Batu Joko Budeg (di Tulungagung) Jawa Timur
Konon menurut cerita para tetua di kabupaten Tulungagung, ada seorang
Jejaka bernama Joko Budeg yang keturunan orang biasa dan Roro
Kembangsore dari keluarga Ningrat. Joko Budeg sangat mendambakan Roro
Kembangsore menjadi pasangan hidupnya, karena Joko Budeg mencintai
Kembangsore dengan sepenuh hatinya. Tentu saja keinginan Joko Budeg yang
berlebihan ini tidak mendapat tanggapan dari Kembang Sore, karena
Kembangsore berpendapat bahwa Joko Budeg bukanlah pasangan yang setimpal
untuk dirinya. Sebagai lelaki Joko Budeg tidak pernah surut
keinginannya untuk mempersunting wanita idamannya, berbagai cara sudah
dilakukan agar keinginannya bisa terwujud. Lama kelamaan hati Kembang
Sore yang keras bagaikan batu, luluh oleh keseriusan Joko Budeg
mendekati dirinya. Tetapi tentu saja keinginan ini tidak serta merta
diterima begitu saja oleh Kembang Sore. Roro Kembangsore mau menerima
lamaran Joko Budeg dengan persyaratan yang harus dipenuhi oleh Joko
Budeg.

Kembang
Sore mau dipersunting oleh Joko Budeg asalkan Joko Budeg mau bertapa 40
hari 40 malam di sebuah bukit, beralaskan batu dan memakai tutup kepala
“cikrak” (alat untuk membuang sampah di Tulungagung) sambil menghadap
ke Lautan Kidul. Joko Budeg menerima persyaratan ini, dan melaksanakan
apa yag diminta oleh Roro Kembang Sore. Setelah waktu berlalu sesuai
yang dijanjikan, Roro Kembang Sore berharap Joko Budeg datang untuk
memenuhi janjinya. Setelah ditunggu 1 hari 1 malam, ternyata Joko Budeg
tidak muncul juga, kembang sore mulai cemas (karena sebenarnya di hati
Kembang Sore juga tumbuh rasa cinta kepada Joko Budeg). Seketika itu
juga Kembangsore mendatangi bukit yang digunakan untuk bertapa Joko
Budeg. Sesampai disana masih Nampak Joko Budeg dengan khususnya bertapa.
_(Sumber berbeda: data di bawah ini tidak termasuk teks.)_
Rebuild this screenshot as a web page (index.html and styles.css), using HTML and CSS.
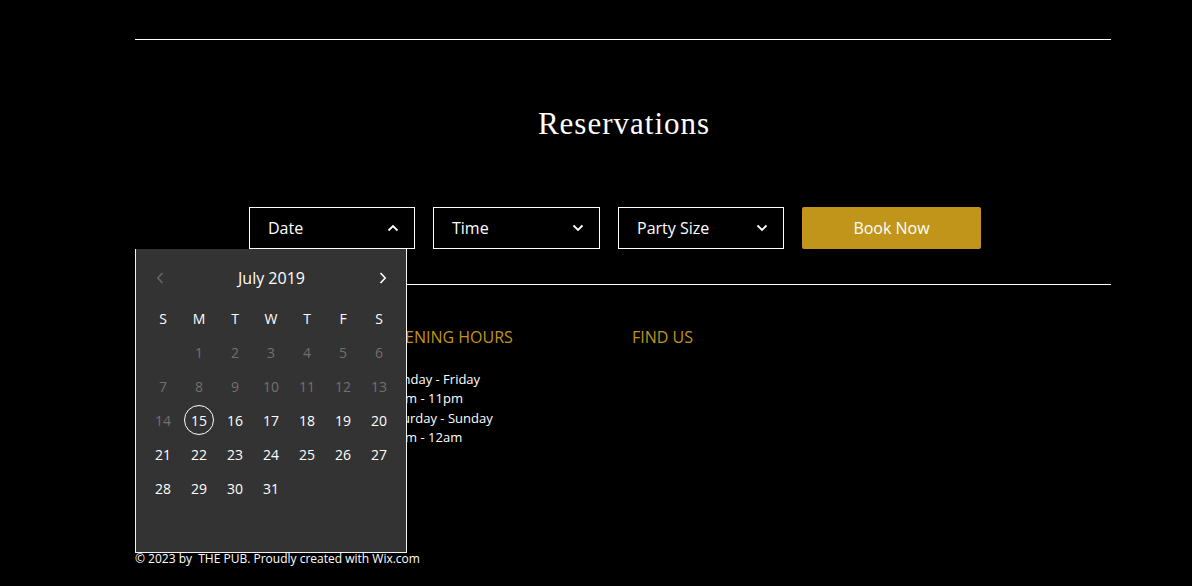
FILE: index.html
```html
<!DOCTYPE html>
<html lang="en">
<head>
<meta charset="utf-8">
<title>Reservations</title>
<link rel="stylesheet" href="styles.css">
</head>
<body>
<main class="page">
  <div class="rule"></div>
  <h1 class="title">Reservations</h1>
  <form class="booking">
    <div class="field field-open">
      <span class="field-label">Date</span>
      <svg class="chev" width="12" height="8" viewBox="0 0 12 8"><path d="M1.5 6.5 L6 2 L10.5 6.5" fill="none" stroke="#fff" stroke-width="1.8"/></svg>
      <div class="calendar">
        <div class="cal-nav">
          <span class="cal-btn"><svg width="8" height="12" viewBox="0 0 8 12"><path d="M6.5 1 L1.8 6 L6.5 11" fill="none" stroke="#666" stroke-width="1.6"/></svg></span>
          <span class="cal-month">July 2019</span>
          <span class="cal-btn"><svg width="8" height="12" viewBox="0 0 8 12"><path d="M1.5 1 L6.2 6 L1.5 11" fill="none" stroke="#fff" stroke-width="1.6"/></svg></span>
        </div>
        <div class="cal-grid">
          <span class="wd">S</span><span class="wd">M</span><span class="wd">T</span><span class="wd">W</span><span class="wd">T</span><span class="wd">F</span><span class="wd">S</span>
          <span class="d"></span><span class="d off">1</span><span class="d off">2</span><span class="d off">3</span><span class="d off">4</span><span class="d off">5</span><span class="d off">6</span>
          <span class="d off">7</span><span class="d off">8</span><span class="d off">9</span><span class="d off">10</span><span class="d off">11</span><span class="d off">12</span><span class="d off">13</span>
          <span class="d off">14</span><span class="d today"><span class="ring">15</span></span><span class="d">16</span><span class="d">17</span><span class="d">18</span><span class="d">19</span><span class="d">20</span>
          <span class="d">21</span><span class="d">22</span><span class="d">23</span><span class="d">24</span><span class="d">25</span><span class="d">26</span><span class="d">27</span>
          <span class="d">28</span><span class="d">29</span><span class="d">30</span><span class="d">31</span>
        </div>
      </div>
    </div>
    <div class="field field-wide">
      <span class="field-label">Time</span>
      <svg class="chev" width="12" height="8" viewBox="0 0 12 8"><path d="M1.5 1.5 L6 6 L10.5 1.5" fill="none" stroke="#fff" stroke-width="1.8"/></svg>
    </div>
    <div class="field">
      <span class="field-label">Party Size</span>
      <svg class="chev" width="12" height="8" viewBox="0 0 12 8"><path d="M1.5 1.5 L6 6 L10.5 1.5" fill="none" stroke="#fff" stroke-width="1.8"/></svg>
    </div>
    <button type="button" class="book">Book Now</button>
  </form>
  <div class="rule rule-2"></div>
  <section class="info">
    <div class="col"></div>
    <div class="col">
      <h2 class="col-head">OPENING HOURS</h2>
      <p class="col-text">Monday - Friday<br>11am - 11pm<br>Saturday - Sunday<br>11am - 12am</p>
    </div>
    <div class="col">
      <h2 class="col-head">FIND US</h2>
    </div>
  </section>
  <footer class="copy">© 2023 by&nbsp; THE PUB. Proudly created with Wix.com</footer>
</main>
</body>
</html>
```

FILE: styles.css
```css
* { box-sizing: border-box; }
html, body { margin: 0; padding: 0; background: #000; }
body {
  color: #fff;
  font-family: "Open Sans", "Liberation Sans", sans-serif;
}
.page {
  width: 976px;
  margin-left: 135px;
  padding-top: 39px;
}
.rule { height: 1px; background: #fff; }
.title {
  margin: 64px 0 0;
  font-family: "Liberation Serif", "DejaVu Serif", serif;
  font-weight: 400;
  font-size: 31px;
  line-height: 40px;
  letter-spacing: 1px;
  text-align: center;
  color: #fff;
  padding-left: 2px;
}
.booking {
  display: flex;
  gap: 18px;
  margin: 63px 0 0 114px;
  height: 42px;
}
.field {
  position: relative;
  width: 166px;
  height: 42px;
  border: 1px solid #fff;
  display: flex;
  align-items: center;
  justify-content: space-between;
  padding: 0 15px 0 18px;
  font-size: 16px;
}
.field-wide { width: 167px; }
.field-label { line-height: 22px; }
.chev { display: block; }
.book {
  width: 179px;
  height: 42px;
  border: 0;
  border-radius: 2px;
  background: #c0951a;
  color: #fff;
  font-family: "Open Sans", "Liberation Sans", sans-serif;
  font-size: 16px;
  padding: 0;
}
.rule-2 { margin-top: 35px; }

.calendar {
  position: absolute;
  left: -115px;
  top: 100%;
  margin-top: 1px;
  width: 272px;
  height: 304px;
  background: #333;
  border: 1px solid #f2f2f2;
  border-top: 0;
  padding: 12px 8px 0 9px;
  z-index: 5;
}
.cal-nav {
  height: 34px;
  display: flex;
  align-items: center;
  justify-content: space-between;
}
.cal-btn {
  width: 30px;
  display: flex;
  justify-content: center;
}
.cal-btn svg { display: block; }
.cal-month { font-size: 16px; line-height: 22px; }
.cal-grid {
  margin-top: 6px;
  display: grid;
  grid-template-columns: repeat(7, 36px);
  grid-auto-rows: 34px;
}
.wd, .d {
  display: flex;
  align-items: center;
  justify-content: center;
  font-size: 14px;
  color: #fff;
}
.d.off { color: #707070; }
.ring {
  width: 30px;
  height: 30px;
  border: 1px solid #fff;
  border-radius: 50%;
  display: flex;
  align-items: center;
  justify-content: center;
}

.info {
  display: grid;
  grid-template-columns: 248px 249px 1fr;
  margin-top: 41px;
  height: 225px;
}
.col-head {
  margin: 0;
  font-size: 16px;
  line-height: 22px;
  font-weight: 400;
  color: #c0951a;
}
.col-text {
  margin: 22px 0 0;
  font-size: 13px;
  line-height: 19.4px;
  color: #fff;
}
.copy {
  font-size: 12px;
  line-height: 16px;
  color: #fff;
}
```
Kasihan melihat keaadaan itu, kembangsore membangunkan Joko Budeg dari
bertapanya. Setelah cukup lama usaha Kembang Sore untuk membangunkan
Joko Budeg tidak membawa hasil, akhirnya Kembang Sore jengkel, dan
keluar kata-kata yang cukup keras
“ditangekke kok mung jegideg wae, koyo watu” (bahasa
jawa Tulungagungan, dibangunkan kok tidak bangun-bangun, kayak batu)
seketika itu terjadi keajaiban alam, Joko Budeg berubah wujudnya menjadi
batu. Saat ini bukit tempat Joko Budeg bertapa dikenal dengan nama
“Gunung Budeg” dan patung Joko Budeg bertapa masih untuh sampai
sekarang. Roro Kembang Sore, dengan penyesalan yang dalam, kembali ke
kediamannya dan bersumpah tidak akan menikah dengan orang lain selain
Joko Budeg. Roro Kembang Sore akhirnya bertapa di satu tempat, sampai
meninggal dan dikuburkan di tepat itu. Saat ini tempat pemakaman kembang
sore dikenal sebagai Pemakaman Gunung Bolo yang sangat terkenal (Di
Kec. Kauman Kab. Tulungagung). Untuk mencapai lokasi ini tidaklah sulit
apabila anda berada dikota Tulungagung, Jawa Timur yang dapat ditempuh
selama 3 jam perjalanan darat dari Surabaya atau 2 jam dari kota Malang.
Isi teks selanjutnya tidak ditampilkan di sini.